Cpr Corelli – Cambiano i governi e le parole, ma restano i lager di Stato

E così, a Milano ha riaperto il centro di detenzione amministrativa per migranti di via Corelli, come aveva voluto l’allora Ministro Salvini e come il Sindaco Sala aveva allora contestato. A realizzare l’obiettivo del capo leghista ci ha pensato il Ministro Lamorgese, espressione del governo Pd-M5S-Leu-Italia Viva, e il Sindaco Sala ora dichiara “io non voglio contestare la decisione del governo”. Peraltro, giusto per essere precisi, va ricordato che Salvini e il governo Lega-M5S si erano limitati a individuare la location di Milano e a raddoppiare il tempo massimo di detenzione dei migranti (da 3 a 6 mesi), ma la riapertura in Italia delle carceri amministrative, ora chiamate Cpr, fu decisa nel 2017 dal governo Gentiloni, a guida Pd, con il famoso decreto Minniti-Orlando.

Che confusione! direte voi, considerato che il tema migratorio è al centro dello scontro progressisti-sovranisti e che viene evocato come questione di civiltà. Ma la confusione è solo apparente, perché quello che è cambiato con il passaggio dal Conte I al Conte II sono sicuramente i toni, ma non la sostanza. Infatti, la vicenda dei Cpr fa il paio con gli accordi con la Libia, rimasti tali e quali da Minniti a Salvini e a Lamorgese, e con l’estrema modestia delle modifiche (annunciate) ai decreti sicurezza del governo Conte I.

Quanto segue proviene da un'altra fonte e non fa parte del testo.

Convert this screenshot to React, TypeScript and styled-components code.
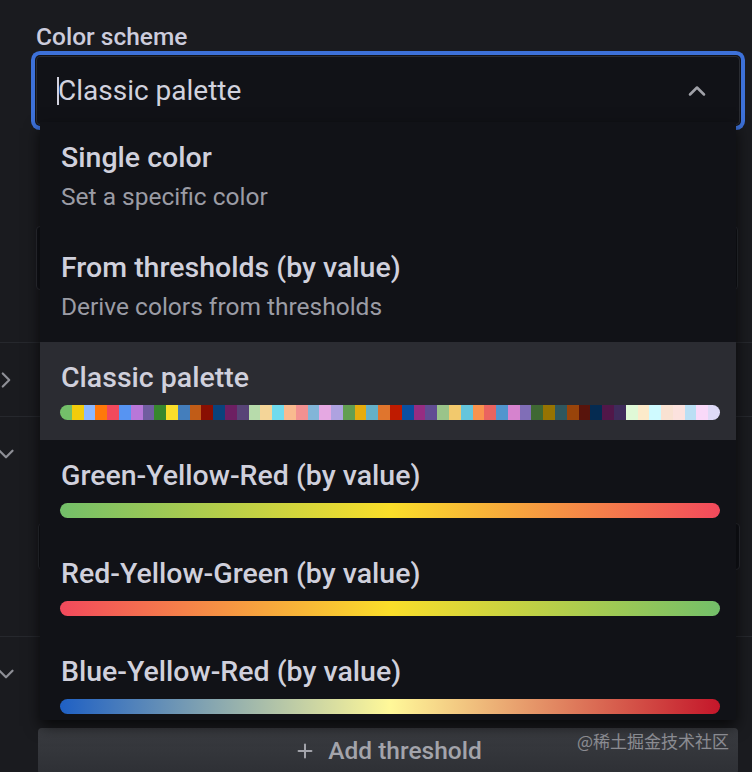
import React from 'react';
import styled, { createGlobalStyle } from 'styled-components';
import { ChevronDown, ChevronRight, ChevronUp, Plus } from 'lucide-react';

const GlobalStyle = createGlobalStyle`
  html, body { margin: 0; padding: 0; background: #1a1b1f; }
  #root { width: 752px; height: 772px; }
`;

const classicColors = [
  '#73BF69', '#F2CC0C', '#8AB8FF', '#FF780A', '#F2495C', '#5794F2', '#B877D9', '#705DA0',
  '#37872D', '#FADE2A', '#447EBC', '#C15C17', '#890F02', '#0A437C', '#6D1F62', '#584477',
  '#B7DBAB', '#F4D598', '#70DBED', '#F9BA8F', '#F29191', '#82B5D8', '#E5A8E2', '#AEA2E0',
  '#629E51', '#E5AC0E', '#64B0C8', '#E0752D', '#BF1B00', '#0A50A1', '#962D82', '#614D93',
  '#9AC48A', '#F2C96D', '#65C5DB', '#F9934E', '#EA6460', '#5195CE', '#D683CE', '#806EB7',
  '#3F6833', '#967302', '#2F575E', '#99440A', '#58140C', '#052B51', '#511749', '#3F2B5B',
  '#E0F9D7', '#FCEACA', '#CFFAFF', '#F9E2D2', '#FCE2DE', '#BADFF4', '#F9D9F9', '#DEDAF7',
];

const hardStops = (colors: string[]) =>
  `linear-gradient(90deg, ${colors
    .map((c, i) => `${c} ${((i / colors.length) * 100).toFixed(3)}% ${(((i + 1) / colors.length) * 100).toFixed(3)}%`)
    .join(', ')})`;

const Page = styled.div`
  position: relative;
  width: 752px;
  height: 772px;
  overflow: hidden;
  background: #1a1b1f;
  color: #ccccdc;
  font-family: Roboto, "Liberation Sans", sans-serif;
`;

const TopBlock = styled.div`
  height: 342px;
  box-sizing: border-box;
  padding: 23px 12px 0 36px;
`;

const Label = styled.div`
  font-size: 24.5px;
  font-weight: 500;
  line-height: 28px;
  color: #ccccdc;
  margin-bottom: 5px;
  white-space: nowrap;
`;

const GhostInput = styled.div<{ $h: number; $mt: number }>`
  height: ${(p) => p.$h}px;
  margin-top: ${(p) => p.$mt}px;
  box-sizing: border-box;
  border: 1px solid #2c2e34;
  border-radius: 4px;
  background: #111217;
  width: 702px;
`;

const SelectWrap = styled.div`
  position: relative;
  width: 704px;
`;

const SelectBox = styled.div`
  display: flex;
  align-items: center;
  height: 69px;
  box-sizing: border-box;
  padding: 0 28px 0 20px;
  background: #111217;
  border: 1px solid #2a2c32;
  border-radius: 4px;
  box-shadow: 0 0 0 1px #111217, 0 0 0 5px #3d71d9;
`;

const SelectValue = styled.div`
  flex: 1;
  display: flex;
  align-items: center;
  font-size: 28px;
  line-height: 32px;
  color: #d2d2de;
`;

const Caret = styled.span`
  display: inline-block;
  width: 2px;
  height: 28px;
  background: #d2d2de;
  margin-right: -1px;
`;

const Menu = styled.div`
  position: absolute;
  top: 66px;
  left: 4px;
  width: 696px;
  height: 598px;
  overflow: hidden;
  background: #111217;
  box-shadow: 0 6px 14px rgba(0, 0, 0, 0.7);
  z-index: 2;
`;

const Option = styled.div<{ $active?: boolean }>`
  padding: 20px 16px 20px 20px;
  background: ${(p) => (p.$active ? '#2b2c32' : 'transparent')};
`;

const OptionTitle = styled.div`
  font-size: 28.5px;
  font-weight: 500;
  line-height: 32px;
  color: #d0d0dc;
  padding-left: 1px;
  white-space: nowrap;
`;

const OptionDesc = styled.div`
  margin-top: 9px;
  margin-bottom: 1px;
  font-size: 24.5px;
  line-height: 28px;
  color: #9b9ca5;
  padding-left: 1px;
  white-space: nowrap;
`;

const Bar = styled.div`
  margin-top: 11px;
  height: 15px;
  border-radius: 8px;
`;

const Section = styled.div`
  border-top: 1px solid #26282d;
`;

const SectionHeader = styled.div`
  height: 73px;
  display: flex;
  align-items: center;
  color: #8e8f96;
  & > svg {
    margin-left: -7px;
  }
`;

const SectionBody = styled.div<{ $h: number; $pt: number }>`
  height: ${(p) => p.$h}px;
  padding: ${(p) => p.$pt}px 0 0 38px;
  box-sizing: border-box;
`;

const AddButton = styled.div`
  width: 700px;
  height: 46px;
  display: flex;
  align-items: center;
  justify-content: center;
  gap: 12px;
  border-radius: 4px;
  background: linear-gradient(180deg, #3a3c41 0%, #2e3035 100%);
  color: #a3a4ab;
  font-size: 24.5px;
  font-weight: 500;
  line-height: 28px;
`;

const Watermark = styled.div`
  position: absolute;
  right: 23px;
  bottom: 21px;
  font-family: "Noto Sans CJK SC", "Noto Sans", sans-serif;
  font-size: 17px;
  line-height: 20px;
  color: rgba(225, 225, 232, 0.5);
  z-index: 3;
  white-space: nowrap;
`;

type Scheme = { title: string; desc?: string; bar?: string; active?: boolean };

const schemes: Scheme[] = [
  { title: 'Single color', desc: 'Set a specific color' },
  { title: 'From thresholds (by value)', desc: 'Derive colors from thresholds' },
  { title: 'Classic palette', bar: hardStops(classicColors), active: true },
  { title: 'Green-Yellow-Red (by value)', bar: 'linear-gradient(90deg, #73BF69, #FADE2A, #F2495C)' },
  { title: 'Red-Yellow-Green (by value)', bar: 'linear-gradient(90deg, #F2495C, #FADE2A, #73BF69)' },
  { title: 'Blue-Yellow-Red (by value)', bar: 'linear-gradient(90deg, #1F60C4, #FFF899, #C4162A)' },
];

export default function App() {
  return (
    <>
      <GlobalStyle />
      <Page>
        <TopBlock>
          <Label>Color scheme</Label>
          <SelectWrap>
            <SelectBox>
              <SelectValue>
                <Caret />
                Classic palette
              </SelectValue>
              <ChevronUp size={28} strokeWidth={2.2} color="#a0a1a8" />
            </SelectBox>
            <Menu>
              {schemes.map((s) => (
                <Option key={s.title} $active={s.active}>
                  <OptionTitle>{s.title}</OptionTitle>
                  {s.desc && <OptionDesc>{s.desc}</OptionDesc>}
                  {s.bar && <Bar style={{ background: s.bar }} />}
                </Option>
              ))}
            </Menu>
          </SelectWrap>
          <GhostInput $h={64} $mt={101} />
        </TopBlock>
        <Section>
          <SectionHeader>
            <ChevronRight size={26} strokeWidth={2} />
          </SectionHeader>
        </Section>
        <Section>
          <SectionHeader>
            <ChevronDown size={26} strokeWidth={2} />
          </SectionHeader>
          <SectionBody $h={146} $pt={33}>
            <GhostInput $h={47} $mt={0} />
          </SectionBody>
        </Section>
        <Section>
          <SectionHeader>
            <ChevronDown size={26} strokeWidth={2} />
          </SectionHeader>
          <SectionBody $h={120} $pt={18}>
            <AddButton>
              <Plus size={22} strokeWidth={2.2} />
              Add threshold
            </AddButton>
          </SectionBody>
        </Section>
        <Watermark>@稀土掘金技术社区</Watermark>
      </Page>
    </>
  );
}
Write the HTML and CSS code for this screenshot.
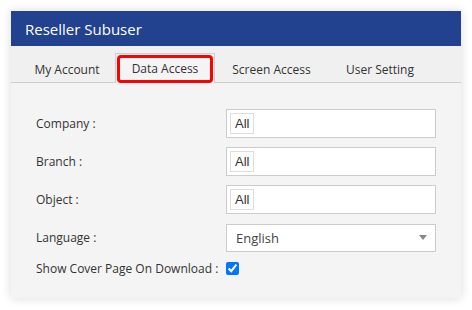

Ma il continuismo e le ambiguità sul tema migratorio non sono certo una novità degli ultimi anni. Infatti, tanto per capirci, i centri di detenzione amministrativa sono stati istituiti in Italia nel 1998 dal centrosinistra. Erano i tempi del Governo Prodi e lo strumento fu la legge Turco-Napolitano. Allora si chiamavano Cpt e quello di via Corelli fu tra i primi ad aprire. Poi arrivarono i governi Berlusconi e fu varata la legge Bossi-Fini, che cambiò il nome in Cie e rese il regime detentivo più pesante.

Beninteso, i toni sono importanti e a Milano lo sappiamo più che bene, perché abbiamo vissuto sulla nostra pelle la differenza tra il clima instaurato dalle amministrazioni di destra, compreso il coprifuoco, e le successive amministrazioni di centrosinistra. Sì, i toni sono importanti, ma non bastano se non seguono anche dei fatti. Anzi, in assenza totale di fatti di qualche rilevanza, finiscono per trasformarsi in un’irritante ipocrisia.

È la medesima ipocrisia che attraversa tutta la storia dei Cpt-Cie-Cpr, in tutti i suoi aspetti, da sempre. Chi finisce rinchiuso in quelle strutture non ha nemmeno la dignità di essere chiamato “detenuto”, ma viene definito per legge “ospite”. E il motivo è molto banale: la nostra Costituzione stabilisce all’art. 13 che “la libertà personale è inviolabile” e che una persona può essere privata della libertà soltanto con un “atto motivato dell’autorità giudiziaria”. Ebbene, i migranti che finiscono in questi centri non vedono mai un Pm, un avviso di garanzia, un processo o un giudice, ma soltanto un provvedimento amministrativo del Questore, che successivamente viene convalidato da un giudice di pace, cioè da quella figura onoraria che per il resto del mondo si occupa al massimo di multe. E potremmo andare avanti ancora per molto.

La riapertura di via Corelli è avvenuta in mezzo a un impressionante silenzio pubblico, rotto soltanto grazie alle prime azioni delle realtà e delle persone della rete No Cpr, che già ieri hanno presidiato per ore il Cpr.

Venerdì 2 ottobre, alle ore 18.30 ci sarà poi un’altra mobilitazione contro il Cpr, davanti alla Prefettura. Cerchiamo di esserci!

Infine, un’ultima considerazione. Se la riapertura del carcere amministrativo di via Corelli è inaccettabile e irricevibile, allora è bene che ci mettiamo tutt* in testa che la mobilitazione non potrà cessare fino alla chiusura di quel buco nero dello stato di diritto e che nessun* si potrà sottrarre alla responsabilità di prendere posizione e agire di conseguenza.